Where donors encounter resistance to basic transparency, the issue is not merely administrative. It is spiritual. Scripture consistently treats hiddenness around money and power as a danger zone. Healthy institutions do not promise perfection; they practice accountability.
FAQs for How Christians balance local church and relief ministry giving
Should Christians always give to the local church first?
Most Christians should treat giving to a local congregation as a primary obligation because the church is the ordinary context of worship, discipleship, and mutual care. That said, exceptional circumstances exist: missionaries without stable church access, believers in settings where churches are persecuted or corrupt, or seasons where a donor is in transition between congregations.

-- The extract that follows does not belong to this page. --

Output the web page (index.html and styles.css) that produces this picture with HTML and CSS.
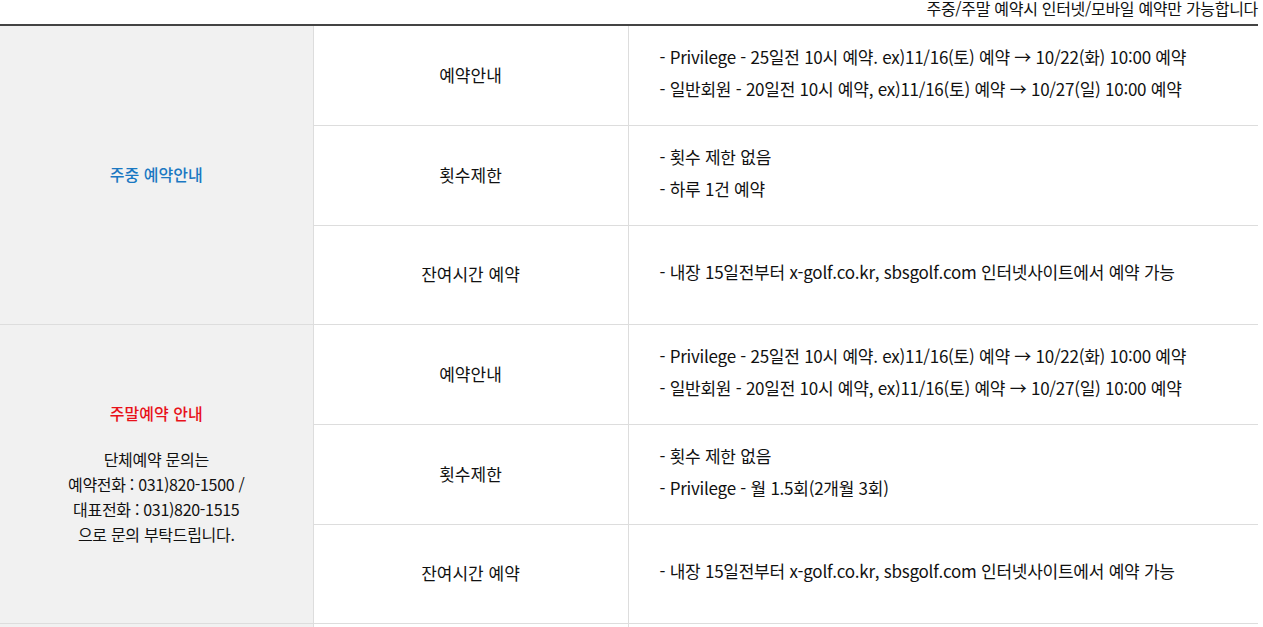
FILE: index.html
```html
<!DOCTYPE html>
<html lang="ko">
<head>
<meta charset="utf-8">
<link rel="stylesheet" href="styles.css">
</head>
<body>
<div class="wrap">
  <p class="notice">주중/주말 예약시 인터넷/모바일 예약만 가능합니다</p>
  <table class="rsv">
    <colgroup>
      <col class="c1"><col class="c2"><col class="c3">
    </colgroup>
    <tbody>
      <tr>
        <th rowspan="3" class="sec"><span class="ttl blue">주중 예약안내</span></th>
        <td class="lbl">예약안내</td>
        <td class="txt">
          <p>- Privilege - 25일전 10시 예약. ex)11/16(토) 예약 → 10/22(화) 10:00 예약</p>
          <p>- 일반회원 - 20일전 10시 예약, ex)11/16(토) 예약 → 10/27(일) 10:00 예약</p>
        </td>
      </tr>
      <tr>
        <td class="lbl">횟수제한</td>
        <td class="txt">
          <p>- 횟수 제한 없음</p>
          <p>- 하루 1건 예약</p>
        </td>
      </tr>
      <tr class="short">
        <td class="lbl">잔여시간 예약</td>
        <td class="txt">
          <p>- 내장 15일전부터 x-golf.co.kr, sbsgolf.com 인터넷사이트에서 예약 가능</p>
        </td>
      </tr>
      <tr>
        <th rowspan="3" class="sec">
          <span class="ttl red">주말예약 안내</span>
          <span class="desc">단체예약 문의는<br>예약전화 : 031)820-1500 /<br>대표전화 : 031)820-1515<br>으로 문의 부탁드립니다.</span>
        </th>
        <td class="lbl">예약안내</td>
        <td class="txt">
          <p>- Privilege - 25일전 10시 예약. ex)11/16(토) 예약 → 10/22(화) 10:00 예약</p>
          <p>- 일반회원 - 20일전 10시 예약, ex)11/16(토) 예약 → 10/27(일) 10:00 예약</p>
        </td>
      </tr>
      <tr>
        <td class="lbl">횟수제한</td>
        <td class="txt">
          <p>- 횟수 제한 없음</p>
          <p>- Privilege - 월 1.5회(2개월 3회)</p>
        </td>
      </tr>
      <tr class="short">
        <td class="lbl">잔여시간 예약</td>
        <td class="txt">
          <p>- 내장 15일전부터 x-golf.co.kr, sbsgolf.com 인터넷사이트에서 예약 가능</p>
        </td>
      </tr>
      <tr class="next">
        <th class="sec"></th>
        <td class="lbl"></td>
        <td class="txt"></td>
      </tr>
    </tbody>
  </table>
</div>
</body>
</html>
```
FILE: styles.css
```css
html, body {
  margin: 0;
  padding: 0;
  background: #fff;
}
body {
  font-family: "Noto Sans CJK KR", "Noto Sans", sans-serif;
  font-size: 16px;
  color: #111;
  overflow: hidden;
}
.wrap {
  width: 1258px;
}
.notice {
  margin: 0;
  height: 24px;
  line-height: 16px;
  text-align: right;
  letter-spacing: -0.3px;
}
.rsv {
  width: 1258px;
  border-collapse: collapse;
  table-layout: fixed;
  border-top: 2px solid #444;
}
.c1 { width: 313px; }
.c2 { width: 315px; }
.c3 { width: auto; }
.rsv tr { height: 100px; }
.rsv tr.short { height: 99px; }
.rsv th, .rsv td {
  border: 1px solid #ddd;
  border-top: none;
  padding: 0;
  vertical-align: middle;
  font-weight: normal;
}
.rsv tr > :first-child { border-left: none; }
.rsv tr > :last-child { border-right: none; }
.sec {
  background: #f1f1f1;
  text-align: center;
}
.ttl {
  display: block;
  line-height: 25px;
  font-weight: 500;
}
.blue { color: #1a78c2; }
.red { color: #e8111a; margin-bottom: 21px; }
.desc {
  display: block;
  line-height: 25px;
  letter-spacing: -0.3px;
}
.lbl {
  text-align: center;
  font-size: 17px;
  padding-bottom: 2px !important;
}
.txt {
  padding: 0 0 5px 31px !important;
  font-size: 17px;
  letter-spacing: -0.25px;
}
.txt p {
  margin: 0;
  line-height: 32px;
}
.rsv tr.next { height: 40px; }
```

Even then, the goal is typically to restore local church accountability rather than to replace it with causes.
How can donors evaluate relief ministries when outcomes are hard to measure?
Relief and development outcomes are often complex and long-term, so donors should look for evidence of disciplined practice rather than simplistic metrics. Credible ministries can explain their theory of change, show how they partner with local institutions, disclose financial statements and audits, and report results with appropriate humility. Third-party verification can strengthen confidence, which is why Most Trusted evaluates ministries against The Most Trusted Standard with attention to governance, financial integrity, and transparency.
A faithful balance is rarely a single number
Christian donors honor Christ when they refuse the false choice between the local church and the suffering neighbor. The church is the appointed community where God forms his people, and relief and development ministries can be instruments of mercy that extend that love beyond the congregation’s immediate reach. A mature balance is built through theology, disciplined planning, and careful verification, so that generosity remains both joyful and accountable.